İlginç bir adamdı. Söylediklerinin gerçek olduğunu etrafta gördüklerim anlatıyordu. Bahçeye gitti. Kökünden söktüğü lahana, ıspanak ve pırasaları kulübeye taşıdı. Tekrar gidip, kürekle çıkardığı havuç ve turpları getirdi. İkinci gidişinde ben de ona yardımcı oldum. Kışın yağan yağmurlarla kendiliğinden yetişen ürünleri poşetlere doldurdu. “Bu sizindir Ahmet Bey. Afiyetle yiyin” dedi. Çok fazlaydı verdiği şeyler. “Teşekkür ederim de bunlar bana fazla gelir. Ziyan olur. Şu kadarı bana yeter.” dedim. “Olsun. Alın lütfen. Komşulara, yakınınızda oturan yoksul insanlara verirsiniz” dedi.

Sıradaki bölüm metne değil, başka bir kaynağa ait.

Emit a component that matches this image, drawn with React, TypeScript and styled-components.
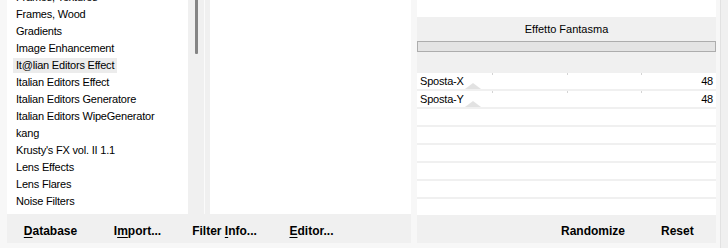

Her zaman yaptığım esprinin yeri geldiği için yine yaptım; “ben yazılarımda sık sık zenginleri sevdiğimi söylerim. Sizi de sevdim. Zengin biri hareketli ve bereketliyse daha da iyidir. Bak ne güzel sizin ve benim çevremde olan insanlar bu zenginlikten yararlanacaklar.” dedim. Hafif gülümsedi.

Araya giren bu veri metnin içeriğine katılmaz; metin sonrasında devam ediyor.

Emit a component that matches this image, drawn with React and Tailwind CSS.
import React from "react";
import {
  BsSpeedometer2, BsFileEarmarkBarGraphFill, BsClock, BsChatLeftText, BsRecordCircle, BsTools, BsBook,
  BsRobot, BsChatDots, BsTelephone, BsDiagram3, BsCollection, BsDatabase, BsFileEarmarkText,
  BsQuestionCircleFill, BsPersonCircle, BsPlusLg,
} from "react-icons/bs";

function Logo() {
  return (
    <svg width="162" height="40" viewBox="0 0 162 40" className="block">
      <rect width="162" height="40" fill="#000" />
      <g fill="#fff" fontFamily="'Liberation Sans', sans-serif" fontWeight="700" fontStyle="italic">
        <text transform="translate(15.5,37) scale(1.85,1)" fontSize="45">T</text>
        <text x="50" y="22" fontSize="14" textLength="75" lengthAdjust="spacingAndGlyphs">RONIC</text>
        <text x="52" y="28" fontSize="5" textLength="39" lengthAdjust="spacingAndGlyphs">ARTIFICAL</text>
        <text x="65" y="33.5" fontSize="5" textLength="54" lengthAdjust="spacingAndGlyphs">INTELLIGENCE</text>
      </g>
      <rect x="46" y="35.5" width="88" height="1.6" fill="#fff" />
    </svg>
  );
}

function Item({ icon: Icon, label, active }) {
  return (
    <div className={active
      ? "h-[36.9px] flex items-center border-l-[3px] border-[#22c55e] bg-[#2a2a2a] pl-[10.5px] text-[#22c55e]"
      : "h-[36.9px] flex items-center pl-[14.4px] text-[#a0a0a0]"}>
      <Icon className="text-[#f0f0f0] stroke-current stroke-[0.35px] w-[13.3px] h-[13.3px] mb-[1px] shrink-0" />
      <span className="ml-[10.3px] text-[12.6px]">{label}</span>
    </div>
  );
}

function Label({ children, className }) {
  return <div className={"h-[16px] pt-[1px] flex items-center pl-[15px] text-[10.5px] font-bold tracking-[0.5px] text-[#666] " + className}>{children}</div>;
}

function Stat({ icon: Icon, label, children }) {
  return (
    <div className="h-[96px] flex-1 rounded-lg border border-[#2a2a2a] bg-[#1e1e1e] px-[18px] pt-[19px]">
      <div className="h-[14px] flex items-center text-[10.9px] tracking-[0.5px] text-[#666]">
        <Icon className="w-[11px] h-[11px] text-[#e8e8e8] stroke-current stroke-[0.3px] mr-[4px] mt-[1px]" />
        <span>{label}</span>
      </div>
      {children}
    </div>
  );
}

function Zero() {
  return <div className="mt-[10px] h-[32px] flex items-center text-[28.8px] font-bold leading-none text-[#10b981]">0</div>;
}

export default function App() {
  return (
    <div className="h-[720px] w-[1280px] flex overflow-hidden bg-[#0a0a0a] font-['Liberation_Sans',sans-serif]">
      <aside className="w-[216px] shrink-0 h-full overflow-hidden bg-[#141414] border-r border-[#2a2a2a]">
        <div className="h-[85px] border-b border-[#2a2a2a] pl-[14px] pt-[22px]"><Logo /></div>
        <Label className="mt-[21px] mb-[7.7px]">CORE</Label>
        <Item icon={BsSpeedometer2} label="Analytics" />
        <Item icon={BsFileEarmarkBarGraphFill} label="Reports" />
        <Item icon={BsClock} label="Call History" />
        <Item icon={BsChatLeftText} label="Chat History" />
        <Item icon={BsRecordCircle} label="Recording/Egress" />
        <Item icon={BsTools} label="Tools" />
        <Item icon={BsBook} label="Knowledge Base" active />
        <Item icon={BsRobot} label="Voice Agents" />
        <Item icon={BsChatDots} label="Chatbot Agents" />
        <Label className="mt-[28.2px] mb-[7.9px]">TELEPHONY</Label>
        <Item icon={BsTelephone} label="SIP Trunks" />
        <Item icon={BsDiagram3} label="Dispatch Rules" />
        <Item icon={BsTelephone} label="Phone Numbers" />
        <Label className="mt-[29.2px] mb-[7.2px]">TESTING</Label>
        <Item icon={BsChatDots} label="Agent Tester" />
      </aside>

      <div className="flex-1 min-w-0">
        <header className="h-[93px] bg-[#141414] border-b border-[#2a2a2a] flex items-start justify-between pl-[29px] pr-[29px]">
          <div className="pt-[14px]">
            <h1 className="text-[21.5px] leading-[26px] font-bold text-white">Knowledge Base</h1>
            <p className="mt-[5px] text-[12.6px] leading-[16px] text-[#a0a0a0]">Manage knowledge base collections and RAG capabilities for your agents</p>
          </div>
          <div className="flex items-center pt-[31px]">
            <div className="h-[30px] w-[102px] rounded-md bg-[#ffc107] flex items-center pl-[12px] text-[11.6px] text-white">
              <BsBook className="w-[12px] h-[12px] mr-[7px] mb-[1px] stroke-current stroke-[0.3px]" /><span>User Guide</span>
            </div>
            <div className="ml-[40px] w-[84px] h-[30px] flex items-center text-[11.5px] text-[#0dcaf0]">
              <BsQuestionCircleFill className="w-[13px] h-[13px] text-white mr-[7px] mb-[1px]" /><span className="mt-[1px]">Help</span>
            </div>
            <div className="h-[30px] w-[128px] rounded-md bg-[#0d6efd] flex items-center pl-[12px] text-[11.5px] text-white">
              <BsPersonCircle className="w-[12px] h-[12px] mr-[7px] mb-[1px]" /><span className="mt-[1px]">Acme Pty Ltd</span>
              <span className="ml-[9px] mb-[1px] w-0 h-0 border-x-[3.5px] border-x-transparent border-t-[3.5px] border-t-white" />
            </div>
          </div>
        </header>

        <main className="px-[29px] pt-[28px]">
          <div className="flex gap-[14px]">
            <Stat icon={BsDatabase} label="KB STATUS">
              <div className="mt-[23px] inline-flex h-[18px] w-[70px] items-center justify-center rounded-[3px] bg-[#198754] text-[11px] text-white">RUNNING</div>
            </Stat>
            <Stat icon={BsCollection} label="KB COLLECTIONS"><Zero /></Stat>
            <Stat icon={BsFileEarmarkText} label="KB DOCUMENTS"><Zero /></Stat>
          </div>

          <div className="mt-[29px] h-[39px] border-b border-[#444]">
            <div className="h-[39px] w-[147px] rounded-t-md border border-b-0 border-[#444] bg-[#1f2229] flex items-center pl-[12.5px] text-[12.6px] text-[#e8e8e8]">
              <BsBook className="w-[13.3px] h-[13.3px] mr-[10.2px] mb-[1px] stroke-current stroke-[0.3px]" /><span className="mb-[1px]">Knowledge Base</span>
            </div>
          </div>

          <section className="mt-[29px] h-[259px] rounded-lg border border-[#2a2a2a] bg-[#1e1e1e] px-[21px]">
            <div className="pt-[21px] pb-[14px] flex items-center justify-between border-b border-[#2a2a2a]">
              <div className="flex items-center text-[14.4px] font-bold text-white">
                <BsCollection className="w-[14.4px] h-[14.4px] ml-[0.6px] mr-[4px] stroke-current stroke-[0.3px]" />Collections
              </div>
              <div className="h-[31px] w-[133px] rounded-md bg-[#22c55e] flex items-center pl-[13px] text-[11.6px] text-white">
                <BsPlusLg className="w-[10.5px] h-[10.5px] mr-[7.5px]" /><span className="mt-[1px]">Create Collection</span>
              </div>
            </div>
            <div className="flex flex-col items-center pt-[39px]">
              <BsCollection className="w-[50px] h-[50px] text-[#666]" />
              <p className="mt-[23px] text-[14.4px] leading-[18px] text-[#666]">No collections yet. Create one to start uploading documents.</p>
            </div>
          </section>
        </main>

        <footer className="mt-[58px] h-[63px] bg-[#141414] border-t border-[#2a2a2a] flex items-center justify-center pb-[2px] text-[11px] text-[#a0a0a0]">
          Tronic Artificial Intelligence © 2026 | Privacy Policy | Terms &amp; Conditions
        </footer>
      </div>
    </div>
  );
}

Topladığımız, poşetlere doldurduğumuz sebzeyi birlikte arabasının bagajına doldurduk. Taşırken konuşmaya devam etti:
“İşçilerime, komşularıma, etrafımdaki yoksul ailelere dağıtırım. Bunu on beş günde bir yaparım. Yazın yetişenleri de önce kendi ihtiyaçlarıma ayırırım. Kalanları da eşe dosta dağıtırım. Ağaçlarım da çok güzel meyve verir. Yazın da davet ederim sizi meyveler yetişince.” dedi. Teşekkür ettim. Bursa’ya dönmek için yola çıktık. Yolda:
“Bir ay önce bahçeli bir ev aldım. Kardeşlerden biri eve masraf etmiş. O masrafları ödememi istiyor. Saat dörtte yolumuzun üzerinde bir kahvede buluşacağız. Onunla görüştükten sonra sizi evinize bıraksam olur mu?” diye sordu, “olur” dedim.
Kahvede bekleyen adamın yanına oturduk. Çay söyledi. Çaylar bittikten sonra çantasından çıkardığı siyah poşeti adama uzattı. “Bu poşette istediğin para var buyur” dedi. Adam parayı çıkarıp saydı. Geri poşete koydu. Tekrar arabaya bindiğimizde:
“Ramazan Bey, adama o parayı neden ödediniz? Örneğin bir araba satın aldınız. Arabanın sahibi “ben debriyaj balatasını değiştirmiştim. Onun parasını da istiyorum.” dese öder misiniz? Arabayı o haliyle aldınız.”
“Bu olay ona benzemiyor. Ben evi ucuza aldım zaten. Önce yaptığı masrafı kardeşlerinden almak istemiş, vermemişler. Onlar vermeyince beni arayıp sızlandı. Ben de elimde para kalmadığını, iki ay sonra ödeyebileceğimi söyledim ve bu gün ödedim. ‘Ağlayanın malının gülene faydası olmaz’ derler. O hep haksızlığa uğradığını düşünecekti. Şimdi bir sorun kalmadı. Ben de gönül rahatlığıyla evimde oturabilirim. Kul hakkı yemekten çok korkarım.”
Gerçek adının yazılmasını istemeyen bu insanın sonradan icralık olan başka bir kardeşe de yardım ettiğine tanık oldum.
Ayrılırken, “dünya böyle güzel insanların yüzü gözü hürmetine ayakta kalıyor” diye düşünmeden edemedim.